Description
Women of Algiers in Their Apartment by the French Romantic painter Eugène Delacroix.
The Original Artwork
Title :Women of Algiers in Their Apartment
Artist:Eugène Delacroix
Date:1834
Medium:Oil on canvas
Location:Louvre Museum, Paris, France
Inspiration: Delacroix painted the work after a six-month journey to North Africa in 1832, where he visited Morocco and Algiers as part of a diplomatic mission. He was granted rare permission to enter a Muslim home and sketch the women in their private living quarters (harem), an experience that heavily influenced his work.
Style and Mood: The painting is a key example of Orientalism, a Western artistic movement that depicted romanticized and exoticized visions of the East. Delacroix used vibrant colors, dramatic lighting, and rich textures, which profoundly influenced later artists, including the Impressionists and Post-Impressionists.
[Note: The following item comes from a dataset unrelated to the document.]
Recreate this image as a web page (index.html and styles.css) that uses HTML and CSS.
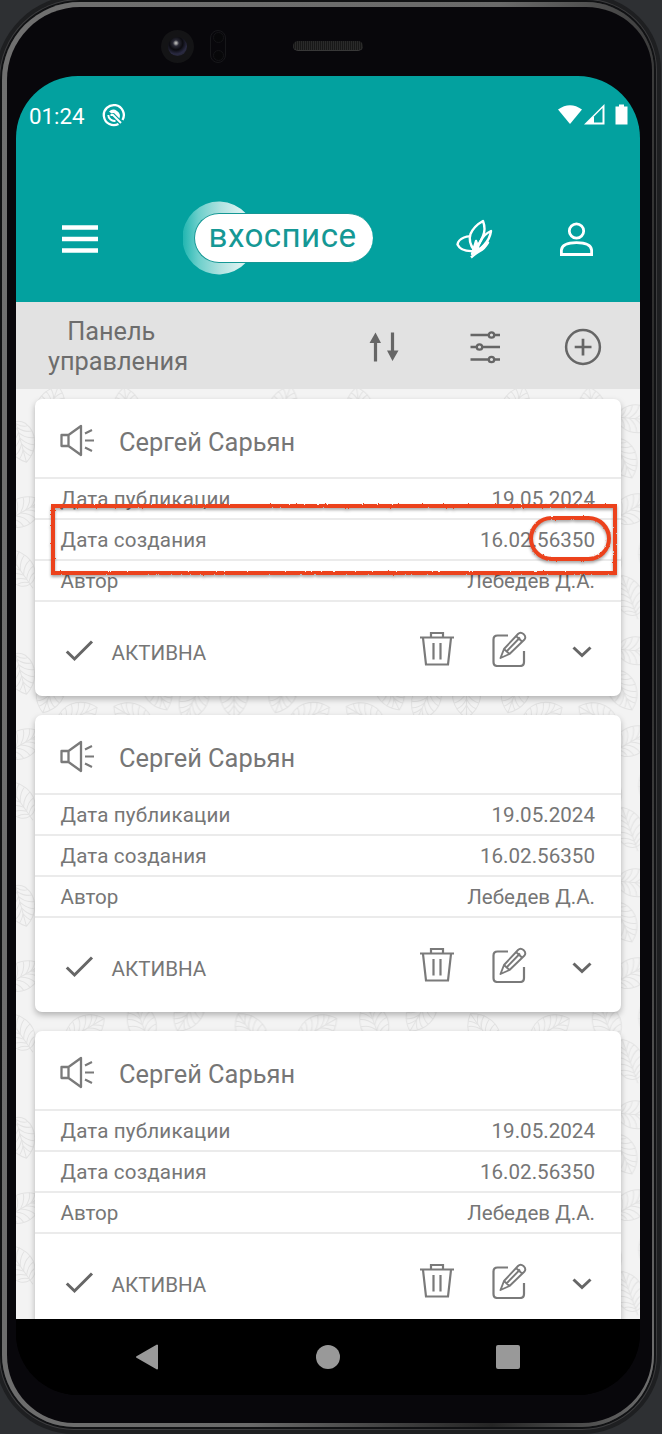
FILE: index.html
```html
<!DOCTYPE html>
<html lang="ru">
<head>
<meta charset="utf-8">
<title>Панель управления</title>
<link rel="stylesheet" href="styles.css">
</head>
<body>
<svg class="defs" width="0" height="0" aria-hidden="true">
  <defs>
    <g id="leaf" fill="none" stroke="#e2e2e2" stroke-width="1">
      <path d="M0 -21C13 -13 19 4 9 17Q5 21 0 21Q-5 21 -9 17C-19 4 -13 -13 0 -21ZM0 -21V26"/>
      <path d="M0 -8Q3 -14 6 -16M0 -2Q4 -10 10 -12M0 4Q5 -4 12 -6M0 10Q5 2 14 1M0 15Q6 8 13 8M0 19Q5 14 10 14M0 -8Q-3 -14 -6 -16M0 -2Q-4 -10 -10 -12M0 4Q-5 -4 -12 -6M0 10Q-5 2 -14 1M0 15Q-6 8 -13 8M0 19Q-5 14 -10 14"/>
    </g>
    <pattern id="leaves" width="232.5" height="232" patternUnits="userSpaceOnUse">
      <use href="#leaf" transform="translate(35 17) rotate(20)"/>
      <use href="#leaf" transform="translate(111 19) rotate(-8)"/>
      <use href="#leaf" transform="translate(34 72) rotate(200)"/>
      <use href="#leaf" transform="translate(71 91) rotate(65) translate(0 10)"/>
      <use href="#leaf" transform="translate(116 96) rotate(-60)"/>
      <use href="#leaf" transform="translate(142 70) rotate(155)"/>
      <use href="#leaf" transform="translate(177 80) rotate(205)"/>
      <use href="#leaf" transform="translate(218 76) rotate(180)"/>
      <use href="#leaf" transform="translate(5 53) rotate(165)"/>
      <use href="#leaf" transform="translate(237 53) rotate(165)"/>
      <use href="#leaf" transform="translate(8 122) rotate(60)"/>
      <use href="#leaf" transform="translate(240 122) rotate(60)"/>
      <use href="#leaf" transform="translate(2 178) rotate(-35)"/>
      <use href="#leaf" transform="translate(234 178) rotate(-35)"/>
      <use href="#leaf" transform="translate(70 176) rotate(60)"/>
      <use href="#leaf" transform="translate(125 168) rotate(-20)"/>
      <use href="#leaf" transform="translate(158 30) rotate(95)"/>
      <use href="#leaf" transform="translate(153 119) rotate(60)"/>
      <use href="#leaf" transform="translate(172 160) rotate(210)"/>
      <use href="#leaf" transform="translate(148 206) rotate(-20)"/>
    </pattern>
    <linearGradient id="crescent" x1="0" x2="1">
      <stop offset="0" stop-color="#1fb5b0"/><stop offset=".25" stop-color="#6ccfcb"/><stop offset=".6" stop-color="#b0e2e0"/><stop offset=".9" stop-color="#d8f1f0"/>
    </linearGradient>
    <filter id="rough" filterUnits="userSpaceOnUse" x="0" y="0" width="590" height="100">
      <feTurbulence type="fractalNoise" baseFrequency=".6" numOctaves="2" seed="4"/>
      <feDisplacementMap in="SourceGraphic" scale="2.2" xChannelSelector="R" yChannelSelector="G"/>
    </filter>
    <symbol id="speaker" viewBox="0 0 36 34">
      <g fill="none" stroke="#7a7a7a" stroke-width="2.300"><path d="M2.500 11h7v11H2.500zM9.500 11L22 2V31L9.500 22" stroke-linejoin="round"/><path d="M26 9.500l7-3.500M26 16.500h9M26 23.500l7 3.500" stroke-width="2.100"/></g>
    </symbol>
    <symbol id="trash" viewBox="0 0 36 36">
      <path d="M1 6.500H35M12 6V2H24V6M4 7L7 33.500H29L32 7M14.500 12V28.500M21.500 12V28.500" fill="none" stroke="#7a7a7a" stroke-width="2.200"/>
    </symbol>
    <symbol id="edit" viewBox="0 0 36 36">
      <g fill="none" stroke="#7a7a7a" stroke-width="2.200"><path d="M17 4.500H6.500Q2.500 4.500 2.500 8.500V31Q2.500 35 6.500 35H29Q33 35 33 31V20"/><path d="M9.500 27L13 18L27 3Q29.500 .5 32.500 3Q35.500 5.500 33.500 8.500L18.500 23ZM13 18L18.500 23M25 5L31 10.500M15.500 20.500L29 6.500" stroke-width="1.900" stroke-linejoin="round"/></g>
    </symbol>
  </defs>
</svg>
<div class="device">
  <div class="bezel">
    <div class="hardware">
      <div class="camera"><i></i></div>
      <div class="sensor"><i></i><i></i></div>
      <div class="earpiece"></div>
    </div>
    <div class="screen">
      <header class="header">
        <div class="status">
          <span class="clock">01:24</span>
          <svg class="privacy" width="24" height="24" viewBox="0 0 24 24"><path d="M20.500 17A10 10 0 1 0 16.500 20.900" fill="none" stroke="#fff" stroke-width="2.300"/><path d="M7 8.500A6.500 6.500 0 0 1 17.500 15.500L12 10 9.500 10.500Z" fill="#fff"/><path d="M6.300 12A6 6 0 0 0 13.500 17.800M8.500 12L11 12L19 20" fill="none" stroke="#fff" stroke-width="2"/></svg>
          <svg class="signals" width="72" height="22" viewBox="0 0 72 22"><path d="M0 5.500Q12 -3 24 5.500L12 20Z" fill="#fff"/><path d="M26 20.500L46.500 0V20.500Z" fill="#fff"/><path d="M36 12.500L44.500 4V18.500H36Z" fill="#03a19f"/><path d="M57.500 2.500H61V.5H66V2.500H69.500V20.500H57.500Z" fill="#fff"/></svg>
        </div>
        <div class="appbar">
          <svg class="menu" width="36" height="28" viewBox="0 0 36 28"><path d="M0 2.500H36M0 14H36M0 25.500H36" stroke="#fff" stroke-width="4.600"/></svg>
          <div class="logo">
            <svg width="66" height="74" viewBox="0 0 66 74"><path d="M63 12.500A36.500 36.500 0 1 0 63 61.500Z" fill="url(#crescent)"/></svg>
            <span class="brand">вхосписе</span>
          </div>
          <svg class="butterfly" width="38" height="40" viewBox="0 0 38 40"><g fill="none" stroke="#fff" stroke-width="2.400" stroke-linejoin="round"><path d="M15 38.500Q20 34 24 32T32 23.500L23 31"/><path d="M18 31Q12 23 14.500 15Q18 7 27 2Q30 10 27 17Q24 25 18 31Z"/><path d="M18 32Q5 33 1.500 25.500Q2 21 8 18.500Q12 17 14 17.500M20 32L24 23Q28 15 35 12Q34 20 28 26L20 34"/><path d="M16 35L20 22L23 31Z" fill="#fff"/></g></svg>
          <svg class="person" width="33" height="34" viewBox="0 0 33 34"><g fill="none" stroke="#fff" stroke-width="2.800"><circle cx="16.500" cy="9" r="7.200"/><path d="M1.400 32.500V28C2 23 8 20.600 16.500 20.600S31 23 31.600 28V32.500Z"/></g></svg>
        </div>
      </header>
      <div class="toolbar">
        <h1>Панель &nbsp;<br>управления</h1>
        <svg class="sort" width="30" height="30" viewBox="0 0 30 30"><path d="M6.500 29.500V8M23.500 .5V20" stroke="#666" stroke-width="3.200"/><path d="M0.500 11L6.500 .5 12 11ZM18 18.500H29.500L23.500 29Z" fill="#666"/></svg>
        <svg class="filter" width="30" height="34" viewBox="0 0 30 34"><path d="M.5 5H30M.5 17H30M.5 29.500H30" stroke="#666" stroke-width="2.400"/><g fill="#e2e2e2" stroke="#666" stroke-width="2.300"><circle cx="21.500" cy="5" r="2.700"/><circle cx="9.500" cy="17" r="2.700"/><circle cx="21.500" cy="29.500" r="2.700"/></g></svg>
        <svg class="add" width="38" height="38" viewBox="0 0 38 38"><circle cx="19" cy="19" r="16.900" fill="none" stroke="#666" stroke-width="2.500"/><path d="M10.700 19H27.500M19 10.700V27.500" stroke="#666" stroke-width="2.700"/></svg>
      </div>
      <main class="content">
        <svg class="backdrop" width="624" height="929"><rect width="624" height="929" fill="url(#leaves)"/></svg>
        <section class="card">
          <div class="head"><svg width="36" height="34"><use href="#speaker"/></svg><h2>Сергей Сарьян</h2></div>
          <div class="row"><span class="label">Дата публикации</span><span>19.05.2024</span></div>
          <div class="row"><span class="label">Дата создания</span><span>16.02.56350</span></div>
          <div class="row"><span>Автор</span><span>Лебедев Д.А.</span></div>
          <div class="foot">
            <svg class="check" width="30" height="24" viewBox="0 0 30 24"><path d="M1.800 12.500L9.500 20L27 2.500" fill="none" stroke="#666" stroke-width="3"/></svg>
            <span class="state">АКТИВНА</span>
            <svg class="trash" width="36" height="36"><use href="#trash"/></svg>
            <svg class="edit" width="36" height="36"><use href="#edit"/></svg>
            <svg class="chevron" width="20" height="14" viewBox="0 0 20 14"><path d="M1.500 2.500L10 10.500L18.500 2.500" fill="none" stroke="#666" stroke-width="3"/></svg>
          </div>
          <svg class="marker" width="590" height="100" viewBox="0 0 590 100"><g filter="url(#rough)" fill="none" stroke="#ec431f" stroke-width="4"><rect x="18" y="15" width="562" height="67"/><rect x="496" y="27" width="78" height="41" rx="20.500"/></g></svg>
        </section>
        <section class="card">
          <div class="head"><svg width="36" height="34"><use href="#speaker"/></svg><h2>Сергей Сарьян</h2></div>
          <div class="row"><span class="label">Дата публикации</span><span>19.05.2024</span></div>
          <div class="row"><span class="label">Дата создания</span><span>16.02.56350</span></div>
          <div class="row"><span>Автор</span><span>Лебедев Д.А.</span></div>
          <div class="foot">
            <svg class="check" width="30" height="24" viewBox="0 0 30 24"><path d="M1.800 12.500L9.500 20L27 2.500" fill="none" stroke="#666" stroke-width="3"/></svg>
            <span class="state">АКТИВНА</span>
            <svg class="trash" width="36" height="36"><use href="#trash"/></svg>
            <svg class="edit" width="36" height="36"><use href="#edit"/></svg>
            <svg class="chevron" width="20" height="14" viewBox="0 0 20 14"><path d="M1.500 2.500L10 10.500L18.500 2.500" fill="none" stroke="#666" stroke-width="3"/></svg>
          </div>
        </section>
        <section class="card">
          <div class="head"><svg width="36" height="34"><use href="#speaker"/></svg><h2>Сергей Сарьян</h2></div>
          <div class="row"><span class="label">Дата публикации</span><span>19.05.2024</span></div>
          <div class="row"><span class="label">Дата создания</span><span>16.02.56350</span></div>
          <div class="row"><span>Автор</span><span>Лебедев Д.А.</span></div>
          <div class="foot">
            <svg class="check" width="30" height="24" viewBox="0 0 30 24"><path d="M1.800 12.500L9.500 20L27 2.500" fill="none" stroke="#666" stroke-width="3"/></svg>
            <span class="state">АКТИВНА</span>
            <svg class="trash" width="36" height="36"><use href="#trash"/></svg>
            <svg class="edit" width="36" height="36"><use href="#edit"/></svg>
            <svg class="chevron" width="20" height="14" viewBox="0 0 20 14"><path d="M1.500 2.500L10 10.500L18.500 2.500" fill="none" stroke="#666" stroke-width="3"/></svg>
          </div>
        </section>
      </main>
      <nav class="navbar">
        <svg width="24" height="26" viewBox="0 0 24 26"><path d="M2 13L22 1.500V24.500Z" fill="#999" stroke="#999" stroke-width="2" stroke-linejoin="round"/></svg>
        <span class="home"></span>
        <span class="recent"></span>
      </nav>
    </div>
  </div>
</div>
</body>
</html>
```
FILE: styles.css
```css
* { box-sizing: border-box; }
body { margin: 0; background: #2e3033; font-family: Roboto, sans-serif; color: #767676; }
svg { display: block; flex: none; }
.defs { position: absolute; }
h1, h2 { margin: 0; font-weight: 400; }

.device { width: 662px; height: 1434px; padding: 2px 8px 7px 2px; overflow: hidden; }
.bezel {
  width: 652px; height: 1425px;
  border: solid transparent;
  border-width: 5px 2px 4px 5px;
  border-radius: 78px 68px 72px 72px;
  background:
    linear-gradient(#08070b, #08070b) padding-box,
    linear-gradient(100deg, #707070 0%, #6a6a6a 55%, #252525 82%, #5c5c5c 96%, #777 100%) border-box;
  padding: 0 12px 0 9px;
  box-shadow: 0 0 0 2px #111214, 0 0 0 3px #3c3c3e, 0 0 0 7px #1e1f21;
}
.hardware { height: 69px; display: flex; align-items: center; padding: 9px 0 0 145px; }
.camera { width: 33px; height: 33px; border-radius: 50%; background: #141416; display: grid; place-items: center; }
.camera i { width: 19px; height: 19px; border-radius: 50%; background: radial-gradient(circle at 42% 32%, #aaa 0 5%, #282834 18%, #0b0b10 40%, #2a2a42 65%, #202028 90%); }
.sensor { width: 16px; height: 33px; margin-left: 16px; border: 1px solid #17171a; border-radius: 8px; display: flex; flex-direction: column; justify-content: space-between; align-items: center; padding: 1px; }
.sensor i { width: 11px; height: 11px; border-radius: 50%; border: 1px solid #141417; background: #070709; }
.earpiece { width: 70px; height: 10px; margin-left: 67px; border-radius: 5px; border-bottom: 1px solid #383838; background: repeating-linear-gradient(90deg, #2a2a2a 0 1px, #181818 1px 2px); }

.screen { width: 624px; height: 1319px; border-radius: 62px; overflow: hidden; background: #000; display: flex; flex-direction: column; }
.header { height: 226px; flex: none; background: #03a19f; color: #fff; }
.status { height: 78px; display: flex; align-items: center; padding: 0 10px 0 13px; }
.clock { font-size: 22.3px; line-height: 26px; width: 73px; padding-top: 1px; }
.signals { margin-left: auto; }
.appbar { height: 148px; display: flex; align-items: center; padding: 22px 46px 0; }
.menu { margin-top: -1px; }
.logo { width: 190px; margin-left: 85px; display: flex; align-items: center; }
.logo svg { margin-right: -55px; margin-top: -2px; }
.brand { width: 179px; height: 50px; margin-top: -2px; border: 1.500px solid #159895; border-right: 0; border-radius: 25px; background: #fff; color: #159895; font-size: 33.200px; line-height: 44px; text-align: center; position: relative; padding-right: 3px; letter-spacing: .4px; }
.butterfly { margin-left: 83px; }
.person { margin-left: 66px; margin-top: -1px; }

.toolbar { height: 87px; flex: none; background: #e2e2e2; display: flex; align-items: center; padding: 2px 18px 0 32px; }
.toolbar h1 { width: 139px; font-size: 25.300px; line-height: 30px; padding-top: 1px; text-align: center; color: #6d6d6d; white-space: nowrap; }
.sort { margin-left: 182px; }
.filter { margin-left: 71px; }
.add { margin-left: 64px; }

.content { flex: 1; min-height: 0; background: #f3f3f3; overflow: hidden; position: relative; padding: 10px 19px 0; display: flex; flex-direction: column; gap: 19px; }
.backdrop { position: absolute; left: 0; top: 0; }
.card { position: relative; flex: none; height: 297px; background: #fff; border-radius: 7px; box-shadow: 0 3px 6px rgba(0, 0, 0, .27); }
.head { height: 80px; border-bottom: 2px solid #ebebeb; display: flex; align-items: center; padding: 5px 0 0 24px; }
.head h2 { margin-left: 24px; font-size: 25.400px; line-height: 30px; padding-top: 2px; white-space: nowrap; }
.row { height: 41px; border-bottom: 2px solid #ebebeb; display: flex; align-items: center; justify-content: space-between; padding: 0 26px 0 25.500px; font-size: 20.600px; white-space: nowrap; }
.label { letter-spacing: .15px; }
.foot { height: 94px; display: flex; align-items: center; padding: 1px 28px 0 30px; }
.check { margin-top: 3px; }
.state { font-size: 20.600px; line-height: 26px; width: 96px; margin-left: 16.500px; padding-top: 6px; white-space: nowrap; }
.trash { margin-left: 211px; margin-top: -1px; }
.edit { margin-left: 36px; margin-top: -1px; }
.chevron { margin-left: 45.500px; margin-top: 4px; }
.marker { position: absolute; left: 0; top: 92px; filter: drop-shadow(0 2px 1.500px rgba(0, 0, 0, .35)); }

.navbar { height: 76px; flex: none; background: #000; display: flex; align-items: center; padding-left: 119px; }
.home { width: 24px; height: 24px; border-radius: 50%; background: #999; margin-left: 157px; }
.recent { width: 24px; height: 24px; border-radius: 2px; background: #999; margin-left: 155.500px; }
```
The 1834 version captures a serene yet somewhat separate mood, while his second version (1847-1849) is more nostalgic and inviting to the viewer.
Legacy: The painting was a great success and inspired many other artists, most notably Pablo Picasso, who created a famous series of 15 paintings and numerous drawings based on Delacroix’s masterpiece in 1954–1955.
Delacroix’s first version of Women of Algiers was painted in Paris in 1834 and is located in the Louvre, Paris, France. The second work, painted fifteen years later between 1847 and 1849, is located at the Musee Fabre, Montpellier, France. The two works both depict the same scene of four women together in an enclosed room. Despite the similar setting, the two paintings evoke completely different moods through the depiction of the women. Delacroix’s earlier 1834 work captures the separation between the women and the viewer. The second painting instead invites the viewer into the scene through the warm inviting gaze of the women.
Women of Algiers, along with Delacroix’s other Orientalist paintings, has inspired many artists of later generations. In 1888 both Vincent van Gogh and Paul Gauguin travelled to Montpellier to view Delacroix’s 1849 version of Women of Algiers.